Databricks Genie and AI/BI Dashboards

Genie is Databricks' text-to-SQL chat experience: a business user asks a question in natural language, Genie converts it to SQL against tables in Unity Catalog, executes the query on a SQL Warehouse, and returns the answer with the generated SQL visible for inspection. AI/BI Dashboards (the GA evolution of Lakeview) are the dashboarding side of the same product family — AI-native dashboards built on the same UC-aware semantic layer, with embedded Genie chat as a first-class citizen.

Together they form Databricks' answer to self-service BI: a curated set of governed tables, a natural-language interface for exploration, and dashboards for the canonical questions.


1. What Genie Is

Genie sits over a curated Genie Space — a scoped collection of Unity Catalog tables and views, plus the metadata that grounds the model: column descriptions, business glossary terms, sample questions, and certified SQL examples. When a user types a question, Genie:

  1. Selects relevant tables from the Space using the metadata.
  2. Generates SQL using a foundation model conditioned on the schema and the curated examples.
  3. Executes the SQL on the Space's SQL Warehouse using the questioner's identity (so UC row/column policies apply).
  4. Returns the result as a table or chart, alongside the generated SQL for the user to inspect, edit, and re-run.

The "show the SQL" property is what makes Genie credible for analysts: the model is not a black box, it's an SQL author whose work you can audit and correct on the spot. Corrections that you mark as certified get fed back into the grounding context for future questions.

2. Creating a Genie Space

The setup happens in the workspace UI under GenieNew Space.
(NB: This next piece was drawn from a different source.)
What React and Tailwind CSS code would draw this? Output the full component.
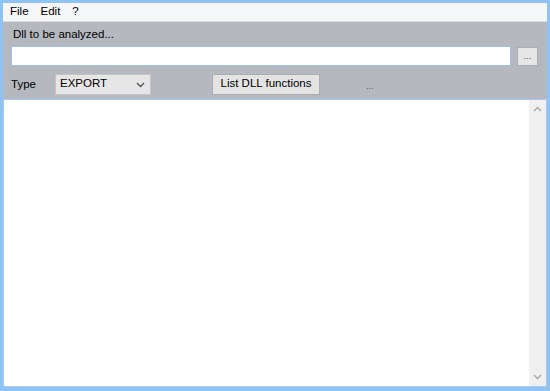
import React, { useState } from 'react';

const font = { fontFamily: '"Liberation Sans", Arial, sans-serif' };

const Chevron = ({ up, className = 'text-[#a6a6a6]' }) => (
  <svg width="9" height="6" viewBox="0 0 9 6" className={className}>
    <path
      d={up ? 'M1 5 L4.5 1.5 L8 5' : 'M1 1 L4.5 4.5 L8 1'}
      fill="none"
      stroke="currentColor"
      strokeWidth="1.4"
    />
  </svg>
);

const App = () => {
  const [type, setType] = useState('EXPORT');

  return (
    <div
      className="w-[550px] h-[391px] bg-[#8fc3f3] px-[3px] pt-[3px] pb-[4px] flex flex-col text-[11.5px] text-black"
      style={font}
    >
      {/* menu bar */}
      <div className="h-[19px] bg-[#f5f6f7] flex items-center gap-[12px] px-[7px] border-b border-[#dadbdc]">
        <span>File</span>
        <span>Edit</span>
        <span>?</span>
      </div>

      {/* options panel */}
      <div className="h-[77px] bg-[#b5b8be] flex flex-col px-[8px]">
        <div className="pt-[5px] pl-[2px] h-[24px] leading-[14px]">Dll to be analyzed...</div>
        <div className="flex items-center gap-[6px]">
          <div className="h-[20px] w-[500px] bg-white border border-[#9fc2e6]" />
          <button className="h-[19px] w-[21px] bg-[#e6e6e6] border border-[#adadad] text-[9px] leading-none text-[#444]">
            ...
          </button>
        </div>
        <div className="flex items-center mt-[7px] h-[22px]">
          <span className="w-[44px] pt-[2px]">Type</span>
          <div className="relative w-[96px] h-[21px] bg-[#e6e6e6] border border-[#c4c4c4] flex items-center pl-[4px]">
            <span>{type}</span>
            <span className="absolute right-[5px] top-[7px]">
              <Chevron className="text-[#555]" />
            </span>
          </div>
          <button
            className="ml-[61px] w-[108px] h-[21px] bg-[#e3e3e3] border border-[#adadad] leading-none"
            onClick={() => setType('EXPORT')}
          >
            List DLL functions
          </button>
          <span className="ml-[46px] pt-[6px] text-[9px] text-[#555]">...</span>
        </div>
      </div>

      {/* output */}
      <div className="flex-1 bg-white border border-[#a7cbee] flex justify-end">
        <div className="w-[17px] bg-[#f0f0f0] flex flex-col items-center justify-between py-[6px]">
          <Chevron up />
          <Chevron />
        </div>
      </div>
    </div>
  );
};

export default App;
The conceptual fields:

Permissions are standard Unity Catalog: a user can use the Space only if they have SELECT on the underlying tables. Row filters and column masks are honored at execution time, so two users asking the same question may legitimately get different results.
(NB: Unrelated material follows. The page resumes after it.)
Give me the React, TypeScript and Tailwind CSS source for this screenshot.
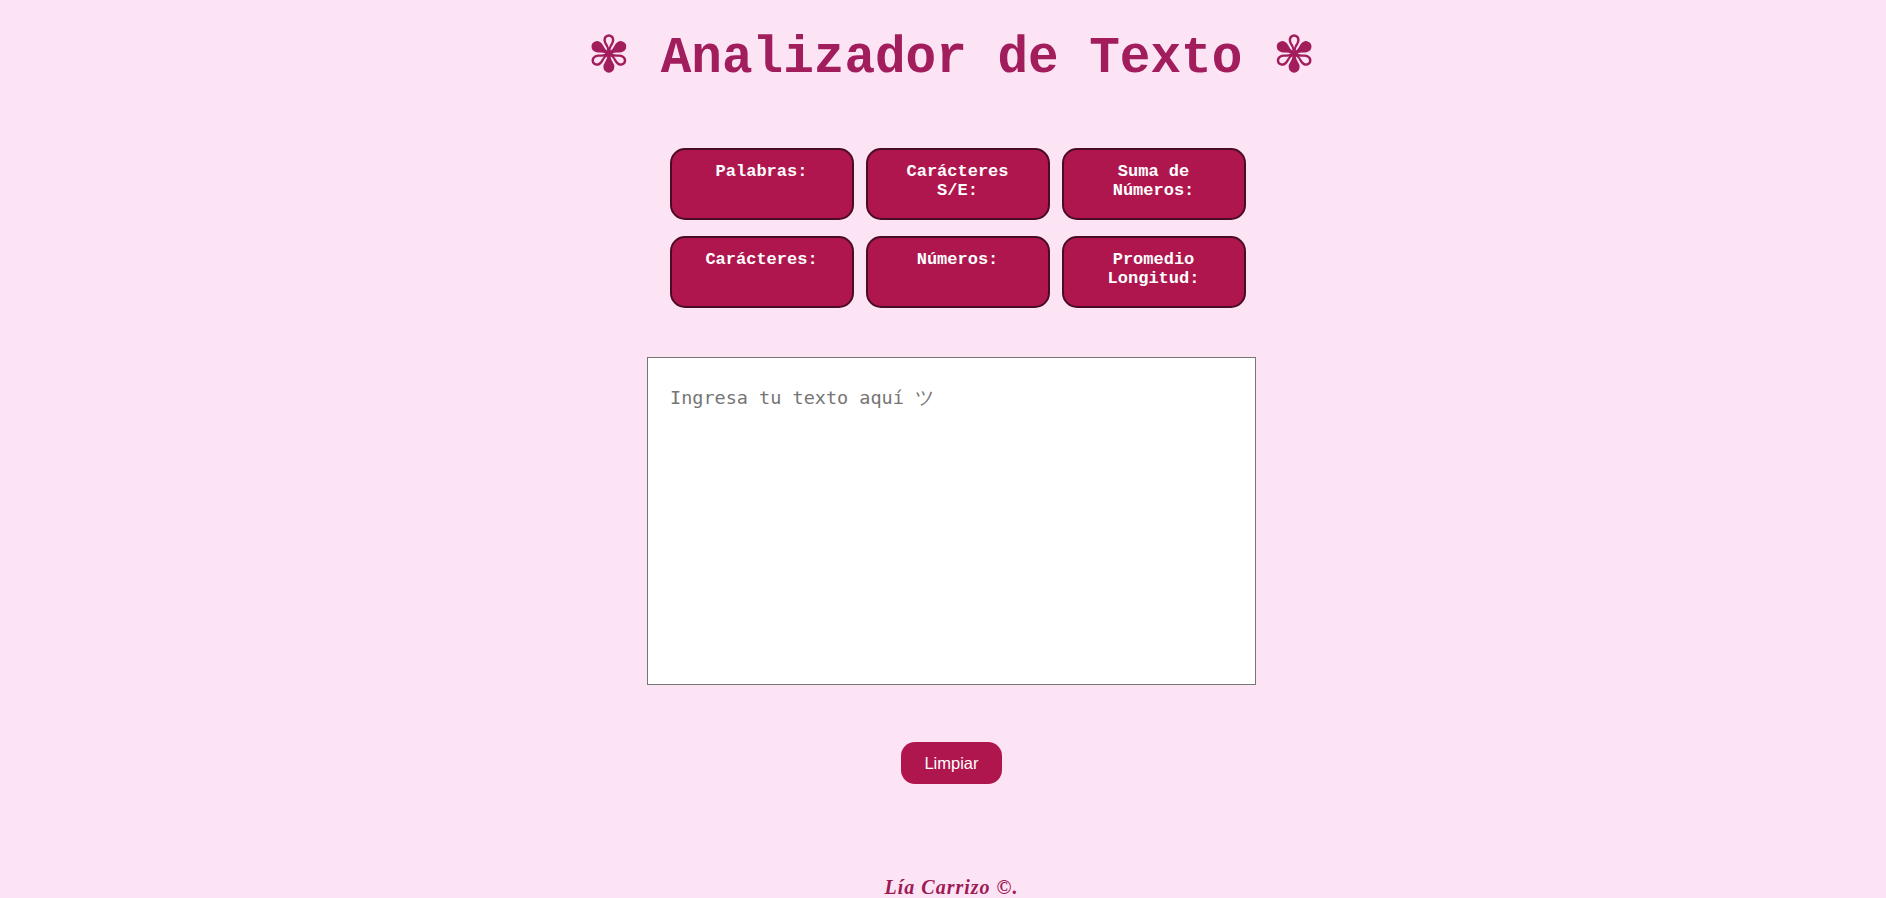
import React from "react";

const cards = [
  ["Palabras:"],
  ["Carácteres", "S/E:"],
  ["Suma de", "Números:"],
  ["Carácteres:"],
  ["Números:"],
  ["Promedio", "Longitud:"],
];

export default function App() {
  return (
    <div className="min-h-[898px] w-full bg-[#fde4f5] flex flex-col items-center pl-[17px]">
      <h1 className="mt-[20px] h-[70px] text-[51px] leading-[70px] font-bold text-[#a21d5c] [font-family:'Liberation_Mono',monospace] whitespace-pre">
        <span className="[font-family:'DejaVu_Sans',sans-serif] font-normal">✾</span> Analizador de Texto <span className="[font-family:'DejaVu_Sans',sans-serif] font-normal">✾</span>
      </h1>

      <div className="mt-[58px] ml-[12px] grid grid-cols-3 gap-x-[12px] gap-y-[16px]">
        {cards.map((lines, i) => (
          <div
            key={i}
            className="w-[184px] h-[72px] rounded-[15px] border-2 border-[#4a0b24] bg-[#b0164e] text-white text-center pt-[12px] text-[17px] leading-[19px] font-bold [font-family:'Liberation_Mono',monospace]"
          >
            {lines.map((l, j) => (
              <div key={j}>{l}</div>
            ))}
          </div>
        ))}
      </div>

      <textarea
        className="mt-[49px] w-[609px] h-[328px] bg-white border border-[#767676] resize-none pl-[22px] pr-[19px] pt-[28px] text-[18.5px] leading-[24px] text-black placeholder:text-[#757575] [font-family:'DejaVu_Sans_Mono',monospace] outline-none"
        placeholder="Ingresa tu texto aquí ツ"
      />

      <button className="mt-[57px] w-[101px] h-[42px] rounded-[14px] bg-[#b0164e] text-white text-[16.5px] [font-family:'Liberation_Sans',Arial,sans-serif]">
        Limpiar
      </button>

      <footer className="mt-[90px] text-[20px] leading-[26px] tracking-[1px] font-bold italic text-[#9e1a55] [font-family:'Liberation_Serif',serif]">
        Lía Carrizo ©.
      </footer>
    </div>
  );
}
3. Grounding: Instructions, Examples, Certified Queries

The single biggest lever on Genie quality is the metadata you give it. Three things matter:

Rich Column Descriptions in Unity Catalog

Genie reads UC column comments. Tables with sparse or generic comments (id, amount, status) produce ambiguous SQL. Invest in describing every column the model will see:


ALTER TABLE main.sales.fct_orders
  ALTER COLUMN order_id     COMMENT 'Surrogate primary key generated at ingest',
  ALTER COLUMN customer_id  COMMENT 'Foreign key to dim_customer.customer_id; natural business key',
  ALTER COLUMN order_ts     COMMENT 'Order placement time in UTC; use this column for any time-based filter',
  ALTER COLUMN net_revenue  COMMENT 'Order total after discounts and refunds, in USD; the canonical revenue column',
  ALTER COLUMN status       COMMENT 'One of: PLACED, SHIPPED, DELIVERED, CANCELLED, RETURNED';

ALTER TABLE main.sales.fct_orders
  SET TBLPROPERTIES (
    'comment' = 'One row per customer order. Use this table for revenue, AOV, and order-volume questions.'
  );

Space-Level Instructions

Use the Instructions field to encode business semantics that aren't visible in the schema:


- The canonical revenue column is `net_revenue` in `main.sales.fct_orders`. Do not use `gross_revenue`.
- "Active customer" means a customer with an order in the last 90 days. Always join to fct_orders and filter on order_ts.
- Treat status='CANCELLED' and status='RETURNED' as excluded from any "completed sale" question unless the user explicitly asks for them.
- All time columns are UTC. When the user says "today" or "this week", use UTC, not local time.
- Currency is always USD. Do not attempt currency conversion.

Certified Queries

A certified query is a verified (question, SQL, optional chart) triple. They are the highest-leverage grounding signal — they teach the model the joins, filters, and idioms that match how this business actually thinks.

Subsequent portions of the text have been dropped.